The exercise
Give the data a second time, exactly and in full.

Stored data

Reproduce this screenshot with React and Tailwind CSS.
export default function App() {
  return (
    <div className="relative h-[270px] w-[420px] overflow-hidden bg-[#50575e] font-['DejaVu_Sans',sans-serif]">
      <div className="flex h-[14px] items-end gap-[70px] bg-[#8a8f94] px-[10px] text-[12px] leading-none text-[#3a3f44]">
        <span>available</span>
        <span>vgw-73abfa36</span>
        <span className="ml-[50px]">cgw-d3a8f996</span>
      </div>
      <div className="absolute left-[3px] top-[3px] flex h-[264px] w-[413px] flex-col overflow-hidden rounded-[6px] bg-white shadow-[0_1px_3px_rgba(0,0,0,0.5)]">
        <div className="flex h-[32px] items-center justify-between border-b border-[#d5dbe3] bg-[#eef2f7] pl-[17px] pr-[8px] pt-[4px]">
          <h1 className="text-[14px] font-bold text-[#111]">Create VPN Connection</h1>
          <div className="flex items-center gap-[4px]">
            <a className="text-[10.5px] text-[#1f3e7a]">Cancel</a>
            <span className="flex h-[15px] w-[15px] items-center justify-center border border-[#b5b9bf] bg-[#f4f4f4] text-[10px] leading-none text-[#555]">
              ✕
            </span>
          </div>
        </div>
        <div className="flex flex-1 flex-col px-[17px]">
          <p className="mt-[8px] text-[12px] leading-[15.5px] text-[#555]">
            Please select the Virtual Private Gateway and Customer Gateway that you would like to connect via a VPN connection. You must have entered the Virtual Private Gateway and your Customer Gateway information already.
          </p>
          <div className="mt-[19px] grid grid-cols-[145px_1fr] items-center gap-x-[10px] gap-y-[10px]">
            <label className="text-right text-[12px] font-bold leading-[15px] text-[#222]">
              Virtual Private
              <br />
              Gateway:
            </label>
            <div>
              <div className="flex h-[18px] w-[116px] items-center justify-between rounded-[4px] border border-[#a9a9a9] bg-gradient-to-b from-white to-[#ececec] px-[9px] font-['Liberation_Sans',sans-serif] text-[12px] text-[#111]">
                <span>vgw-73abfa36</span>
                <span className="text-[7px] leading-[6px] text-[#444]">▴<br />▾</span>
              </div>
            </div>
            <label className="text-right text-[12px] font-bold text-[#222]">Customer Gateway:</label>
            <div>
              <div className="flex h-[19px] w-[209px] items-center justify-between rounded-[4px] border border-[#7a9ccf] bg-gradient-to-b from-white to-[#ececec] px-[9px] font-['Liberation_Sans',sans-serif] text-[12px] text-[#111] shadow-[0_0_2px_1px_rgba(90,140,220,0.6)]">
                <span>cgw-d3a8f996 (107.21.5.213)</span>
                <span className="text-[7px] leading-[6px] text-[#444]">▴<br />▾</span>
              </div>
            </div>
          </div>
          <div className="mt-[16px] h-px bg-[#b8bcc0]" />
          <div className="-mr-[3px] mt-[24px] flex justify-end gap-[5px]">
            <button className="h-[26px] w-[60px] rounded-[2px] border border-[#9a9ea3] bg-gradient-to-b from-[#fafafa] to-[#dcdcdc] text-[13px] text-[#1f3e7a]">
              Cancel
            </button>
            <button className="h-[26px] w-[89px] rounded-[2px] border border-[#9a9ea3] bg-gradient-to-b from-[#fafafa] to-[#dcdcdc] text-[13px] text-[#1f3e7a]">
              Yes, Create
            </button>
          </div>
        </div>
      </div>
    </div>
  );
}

Finished exercise
Reproduce this screenshot with React and Tailwind CSS.
export default function App() {
  return (
    <div className="relative h-[270px] w-[420px] overflow-hidden bg-[#50575e] font-['DejaVu_Sans',sans-serif]">
      <div className="flex h-[14px] items-end gap-[70px] bg-[#8a8f94] px-[10px] text-[12px] leading-none text-[#3a3f44]">
        <span>available</span>
        <span>vgw-73abfa36</span>
        <span className="ml-[50px]">cgw-d3a8f996</span>
      </div>
      <div className="absolute left-[3px] top-[3px] flex h-[264px] w-[413px] flex-col overflow-hidden rounded-[6px] bg-white shadow-[0_1px_3px_rgba(0,0,0,0.5)]">
        <div className="flex h-[32px] items-center justify-between border-b border-[#d5dbe3] bg-[#eef2f7] pl-[17px] pr-[8px] pt-[4px]">
          <h1 className="text-[14px] font-bold text-[#111]">Create VPN Connection</h1>
          <div className="flex items-center gap-[4px]">
            <a className="text-[10.5px] text-[#1f3e7a]">Cancel</a>
            <span className="flex h-[15px] w-[15px] items-center justify-center border border-[#b5b9bf] bg-[#f4f4f4] text-[10px] leading-none text-[#555]">
              ✕
            </span>
          </div>
        </div>
        <div className="flex flex-1 flex-col px-[17px]">
          <p className="mt-[8px] text-[12px] leading-[15.5px] text-[#555]">
            Please select the Virtual Private Gateway and Customer Gateway that you would like to connect via a VPN connection. You must have entered the Virtual Private Gateway and your Customer Gateway information already.
          </p>
          <div className="mt-[19px] grid grid-cols-[145px_1fr] items-center gap-x-[10px] gap-y-[10px]">
            <label className="text-right text-[12px] font-bold leading-[15px] text-[#222]">
              Virtual Private
              <br />
              Gateway:
            </label>
            <div>
              <div className="flex h-[18px] w-[116px] items-center justify-between rounded-[4px] border border-[#a9a9a9] bg-gradient-to-b from-white to-[#ececec] px-[9px] font-['Liberation_Sans',sans-serif] text-[12px] text-[#111]">
                <span>vgw-73abfa36</span>
                <span className="text-[7px] leading-[6px] text-[#444]">▴<br />▾</span>
              </div>
            </div>
            <label className="text-right text-[12px] font-bold text-[#222]">Customer Gateway:</label>
            <div>
              <div className="flex h-[19px] w-[209px] items-center justify-between rounded-[4px] border border-[#7a9ccf] bg-gradient-to-b from-white to-[#ececec] px-[9px] font-['Liberation_Sans',sans-serif] text-[12px] text-[#111] shadow-[0_0_2px_1px_rgba(90,140,220,0.6)]">
                <span>cgw-d3a8f996 (107.21.5.213)</span>
                <span className="text-[7px] leading-[6px] text-[#444]">▴<br />▾</span>
              </div>
            </div>
          </div>
          <div className="mt-[16px] h-px bg-[#b8bcc0]" />
          <div className="-mr-[3px] mt-[24px] flex justify-end gap-[5px]">
            <button className="h-[26px] w-[60px] rounded-[2px] border border-[#9a9ea3] bg-gradient-to-b from-[#fafafa] to-[#dcdcdc] text-[13px] text-[#1f3e7a]">
              Cancel
            </button>
            <button className="h-[26px] w-[89px] rounded-[2px] border border-[#9a9ea3] bg-gradient-to-b from-[#fafafa] to-[#dcdcdc] text-[13px] text-[#1f3e7a]">
              Yes, Create
            </button>
          </div>
        </div>
      </div>
    </div>
  );
}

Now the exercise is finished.